Tuesday, August 19, 2008
Grilled Shrimp, Spinach and Fontina Pizza
So, we've met just about all of our neighbors, and all of them are super nice. The house directly behind us is a huge three story home that has been hacked into a three family, it's either condos or rental apartments, I'm not sure which. We've met one of the men who lives there on the first floor with his gorgeous golden retriever Max - he's a great guy and we like running into him because he's always friendly. We haven't met the man who lives on the second floor, he seems like a loner type; he doesn't say hello when he sees people, he always has his head down when he walks down the street...he just keeps to himself.
Now, the lady that lives on the third floor...boy oh boy does she think she's the cats meow. She's probably in her forties, blond, she's not fat, but I wouldn't categorize her as thin, she's really just thick in the middle, but man, does she have a huge rack.
Why do I know this?
Well, she wears the most inappropriately low cut tops everyday (to work)- and then at night she changes into impossibly short shorts and a tank top to weed the 4 square foot patch of earth in front of the house that has some flowers in it. She doesn't weed like a normal person though, she completely bends at the hips (as if her knees didn't bend) so that she's folded over, ass in air to weed the garden, and while she does this her breasts are nearly falling out of her tank top. Everyday.

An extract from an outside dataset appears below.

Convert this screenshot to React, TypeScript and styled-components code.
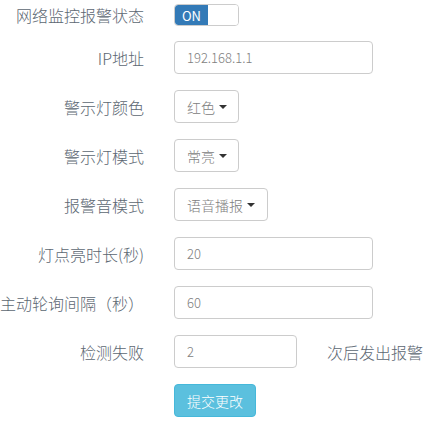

Well, Saturday night we decided to try our hand at the grilled pizza, so CB was spending some time in the back yard getting the grill ready (and drinking beers) and I was inside preparing the dough and spinach and shrimp, etc. It took a while for the grill to get ready and then the dough to cook, so CB had been in the back yard alone for some time. When I came outside with the tray full of pizza toppings something caught my eye and for some reason I looked up into the third floor window, where, the neighbor was standing, with just her underwear on, no top, her humongous breasts clearly visible and nearly touching the window screen. It was at this moment that I realized, this show was not intended for me, it was probably for my husband. I was literally frozen in place, and like a ventriloquist talking out of one side of my mouth, I whispered to CB, "oh my God, did you just see that?"
He missed the whole thing, and was then pissed that I didn't alert him to the "tit show in the window." Typical.
From there we just went on and had a lovely night outside...snickering a little through dinner.